Chávez's campaign advisers had decided that while Hispanic voters in El Paso aren’t likely to approve of homosexuality, they might regard attacking Gonzalez’s sexual orientation as demeaning and distasteful. The day after the story appeared in the Times, other El Paso elected officials lambasted Chávez, who apologized for the comment.
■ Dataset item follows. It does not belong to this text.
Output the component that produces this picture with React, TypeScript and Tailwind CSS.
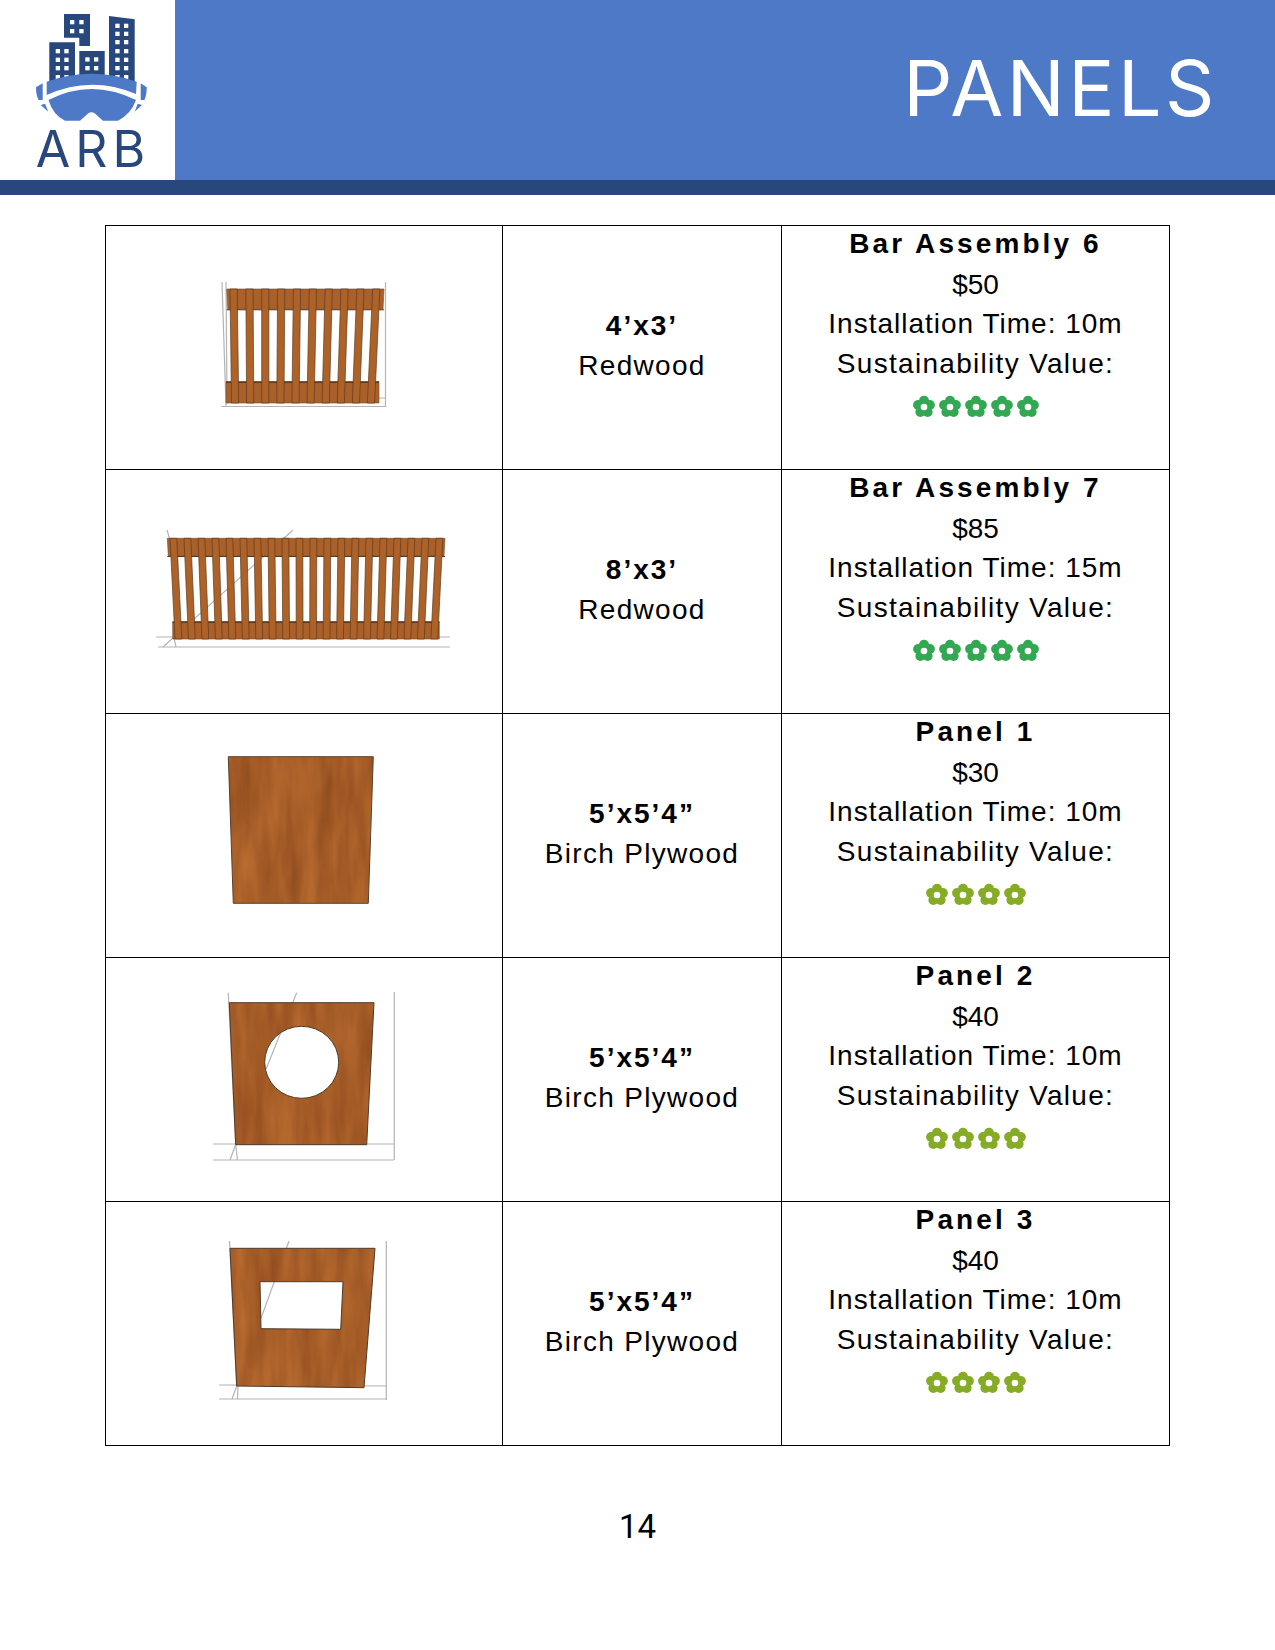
const rows = [
  { picture: <FenceSmall />, size: "4’x3’", material: "Redwood", name: "Bar Assembly 6", price: "$50", time: "10m", flowers: 5 },
  { picture: <FenceLarge />, size: "8’x3’", material: "Redwood", name: "Bar Assembly 7", price: "$85", time: "15m", flowers: 5 },
  { picture: <PanelPlain />, size: "5’x5’4”", material: "Birch Plywood", name: "Panel 1", price: "$30", time: "10m", flowers: 4 },
  { picture: <PanelCircle />, size: "5’x5’4”", material: "Birch Plywood", name: "Panel 2", price: "$40", time: "10m", flowers: 4 },
  { picture: <PanelWindow />, size: "5’x5’4”", material: "Birch Plywood", name: "Panel 3", price: "$40", time: "10m", flowers: 4 },
];

function WoodFilter({ id }: { id: string }) {
  return (
    <filter id={id} x="0" y="0" width="100%" height="100%" colorInterpolationFilters="sRGB">
      <feTurbulence type="fractalNoise" baseFrequency="0.06 0.012" numOctaves={3} seed={4} result="noise" />
      <feColorMatrix
        in="noise"
        type="matrix"
        values="0.22 0 0 0 0.54  0.17 0 0 0 0.28  0.09 0 0 0 0.11  0 0 0 0 1"
        result="wood"
      />
      <feComposite in="wood" in2="SourceGraphic" operator="in" />
    </filter>
  );
}

function GreyLines({ lines }: { lines: number[][] }) {
  return (
    <g stroke="#b4b4b4" strokeWidth="1.2" fill="none">
      {lines.map((l, i) => (
        <line key={i} x1={l[0]} y1={l[1]} x2={l[2]} y2={l[3]} />
      ))}
    </g>
  );
}

function Fence({ count, topRail, bottomRail, topX, topStep, bottomX, bottomStep, width }: {
  count: number;
  topRail: number[];
  bottomRail: number[];
  topX: number;
  topStep: number;
  bottomX: number;
  bottomStep: number;
  width: number;
}) {
  const [tl, tr, ty, tb] = topRail;
  const [bl, br, by, bb] = bottomRail;
  const pickets = Array.from({ length: count }, (_, i) => i);
  return (
    <g>
      <polygon points={`${tl},${ty} ${tr},${ty} ${tr - 1},${tb} ${tl + 1},${tb}`} fill="#a9602b" stroke="#7a4a24" strokeWidth="0.6" />
      <polygon points={`${bl},${by} ${br},${by} ${br},${bb} ${bl},${bb}`} fill="#a9602b" stroke="#7a4a24" strokeWidth="0.6" />
      <line x1={tl} y1={tb + 0.5} x2={tr} y2={tb + 0.5} stroke="#5a3a1e" strokeWidth="1" />
      <line x1={bl} y1={by + 0.5} x2={br} y2={by + 0.5} stroke="#4a2c14" strokeWidth="1.2" />
      {pickets.map((i) => {
        const a = topX + topStep * i;
        const b = bottomX + bottomStep * i;
        return (
          <polygon
            key={i}
            points={`${a},${ty} ${a + width},${ty} ${b + width},${bb} ${b},${bb}`}
            fill="#ad6229"
            stroke="#5f3b1c"
            strokeWidth="0.7"
          />
        );
      })}
    </g>
  );
}

function Picture({ y, children }: { y: number; children: React.ReactNode }) {
  // viewBox is in page coordinates, so shapes can be read straight off the reference
  return (
    <svg width="396" height="243" viewBox={`106 ${y} 396 243`} className="block">
      {children}
    </svg>
  );
}

function FenceSmall() {
  return (
    <Picture y={226}>
      <GreyLines lines={[[222, 282, 226, 407], [226, 282, 227, 404], [385.5, 282, 385.5, 407], [221, 406.5, 385.5, 406.5], [226, 398, 385, 398]]} />
      <Fence count={10} topRail={[226.7, 384, 289, 309.3]} bottomRail={[226, 379, 381.7, 403]} topX={230} topStep={15.85} bottomX={231.5} bottomStep={15.1} width={7.2} />
    </Picture>
  );
}

function FenceLarge() {
  return (
    <Picture y={470}>
      <GreyLines lines={[[167, 530, 170, 540], [293, 530, 163, 647], [156, 637, 450, 637], [158, 647, 450, 647], [174, 638, 176, 647]]} />
      <Fence count={20} topRail={[167.3, 445, 538.3, 556]} bottomRail={[172.7, 439.3, 621.7, 639]} topX={170} topStep={14} bottomX={175} bottomStep={13.47} width={6.8} />
    </Picture>
  );
}

function PanelPlain() {
  const d = "M228.3 756.7 L373.3 756.7 L368.3 903.3 L233.3 903.3 Z";
  return (
    <Picture y={714}>
      <WoodFilter id="wood-plain" />
      <path d={d} filter="url(#wood-plain)" />
      <path d={d} fill="none" stroke="#5a4030" strokeWidth="1" />
    </Picture>
  );
}

function PanelCircle() {
  const d =
    "M229.3 1002.7 L374 1002.7 L366.7 1144.7 L235.7 1144.7 Z M264.7 1062.3 A37 36 0 0 0 338.7 1062.3 A37 36 0 0 0 264.7 1062.3 Z";
  return (
    <Picture y={958}>
      <GreyLines lines={[[394.3, 992, 394.3, 1160], [213, 1144, 394, 1144], [213, 1160, 394, 1160], [296.7, 992.7, 265.7, 1070], [228.3, 992.7, 235.7, 1144.7], [235.7, 1144.7, 230, 1160], [235.7, 1144.7, 237.5, 1160]]} />
      <WoodFilter id="wood-circle" />
      <path d={d} fillRule="evenodd" filter="url(#wood-circle)" />
      <path d={d} fill="none" stroke="#4f3a2a" strokeWidth="1" />
    </Picture>
  );
}

function PanelWindow() {
  const d =
    "M230 1248.3 L375 1248.3 L364 1387.7 L236.7 1386 Z M260 1281.7 L261 1328.7 L340.7 1329.3 L343 1281.7 Z";
  return (
    <Picture y={1202}>
      <GreyLines lines={[[386.3, 1241, 386.3, 1400], [219, 1399, 386, 1399], [219, 1385, 386, 1386], [289, 1241, 261, 1318.3], [229.5, 1241, 236.7, 1386], [236.7, 1386, 232, 1399], [238, 1386, 237.5, 1399]]} />
      <WoodFilter id="wood-window" />
      <path d={d} fillRule="evenodd" filter="url(#wood-window)" />
      <path d={d} fill="none" stroke="#4f3a2a" strokeWidth="1" />
    </Picture>
  );
}

function Flower({ color }: { color: string }) {
  const petals = [0, 72, 144, 216, 288];
  return (
    <svg width="26" height="24" viewBox="-13 -12 26 24" className="block">
      {petals.map((a) => (
        <circle
          key={a}
          cx={6.2 * Math.sin((a * Math.PI) / 180)}
          cy={-6.2 * Math.cos((a * Math.PI) / 180)}
          r="5"
          fill={color}
        />
      ))}
      <circle r="5" fill={color} />
      <circle r="3.3" fill="#ffffff" />
    </svg>
  );
}

function Logo() {
  const win = (cols: number[], rws: number[]) =>
    rws.flatMap((y) => cols.map((x) => <rect key={`${x}-${y}`} x={x} y={y} width="4.3" height="4.3" fill="#ffffff" />));
  return (
    <svg width="175" height="180" viewBox="0 0 175 180" className="block">
      <path d="M64 14 H90 V46 H79.3 V37.7 H64 Z" fill="#27477d" />
      <path d="M49.3 42.3 H75 V80 L49.3 82 Z" fill="#27477d" />
      <path d="M79.3 51 H104.7 V76 H79.3 Z" fill="#27477d" />
      <path d="M109 16 L134.7 19.3 V82 L109 78.3 Z" fill="#27477d" />
      {win([70, 79.3], [20, 29])}
      {win([55.7, 64.3], [49, 57.7, 66, 75])}
      {win([85.3, 94], [57.3, 66])}
      {win([115.3, 124], [23.7, 31.7, 40, 49, 57.7, 66, 75])}
      <path d="M46.7 81.7 Q91 66 136.7 81.7 L136 94 Q91 75 46.7 95 Z" fill="#4e79c7" />
      <path d="M48.5 100 Q91 78 136 100 Q131 114 118 120.7 H103 L95 113.5 Q91.5 111 88 113.5 L80 120.7 H65 Q53 115 48.5 100 Z" fill="#4e79c7" />
      <path d="M36 87.3 L42.7 83.3 V100 H38.5 Q36 95 36 87.3 Z" fill="#4e79c7" />
      <path d="M40.7 105 L45 103.7 L48.3 111.7 Z" fill="#4e79c7" />
      <path d="M146.7 87.3 L140.7 83.3 V100 H144.5 Q146.7 95 146.7 87.3 Z" fill="#4e79c7" />
      <path d="M142 105 L137.7 103.7 L134.7 111.7 Z" fill="#4e79c7" />
      <text x="93" y="166.5" textAnchor="middle" fontFamily="Inter, sans-serif" fontSize="50" letterSpacing="5" fill="#27477d">
        ARB
      </text>
    </svg>
  );
}

export default function App() {
  return (
    <div className="w-[1275px] h-[1650px] bg-white font-['Liberation_Sans',sans-serif] text-black">
      <header className="flex h-[195px] border-b-[15px] border-[#27477d]">
        <div className="w-[175px] bg-white">
          <Logo />
        </div>
        <div className="flex flex-1 items-center justify-end bg-[#4e79c7] pr-[57px] pb-[4px]">
          <h1 className="font-['Inter',sans-serif] text-[77px] leading-none tracking-[3.5px] text-white">PANELS</h1>
        </div>
      </header>

      <div className="mx-[105px] mt-[30px] border-t border-l border-black">
        {rows.map((r) => (
          <div key={r.name} className="grid h-[244px] grid-cols-[397px_279px_388px] border-b border-black">
            <div className="border-r border-black">{r.picture}</div>
            <div className="flex flex-col items-center justify-center border-r border-black pb-[4px] text-[28px] leading-[39.5px] tracking-[1.3px]">
              <div className="font-bold tracking-[2px]">{r.size}</div>
              <div>{r.material}</div>
            </div>
            <div className="flex flex-col items-center border-r border-black text-[28px] leading-[39.5px] tracking-[1px]">
              <div className="-mt-[2px] font-bold tracking-[3.1px]">{r.name}</div>
              <div className="mt-px tracking-normal">{r.price}</div>
              <div>Installation Time: {r.time}</div>
              <div className="tracking-[1.3px]">Sustainability Value:</div>
              <div className="mt-[12px] flex">
                {Array.from({ length: r.flowers }, (_, i) => (
                  <Flower key={i} color={r.flowers === 5 ? "#33a852" : "#86ac25"} />
                ))}
              </div>
            </div>
          </div>
        ))}
      </div>

      <div className="mt-[60px] text-center font-['Roboto',sans-serif] text-[33px] leading-[42px]">14</div>
    </div>
  );
}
But it was too late.
“We were well on the way to victory before the gay-baiting occurred,” said Jeff Crosby, an Austin consultant who helped the Chávez campaign. “Our strategy was working until Norma took us off message.”
UT-El Paso's Piñeda says Chávez’s gay-baiting played into the Gonzalez campaign’s strategy to paint her as a badly behaved bully who was unaccountable to voters. “Norma fell into that trap by doing exactly what she did, by both engaging in the outing and then also avoiding trying to talk to anybody,” he said.
In the end, Chávez advisers and Piñeda agreed, she was undone by her own insecurities and the fighting that had landed her in the powerful position she has held for 14 years. “It’s a cautionary tale of politics,” Piñeda said. “The success and strength of politicians is strengthened by relationships they have — and it can be undermined by the relationships they have.”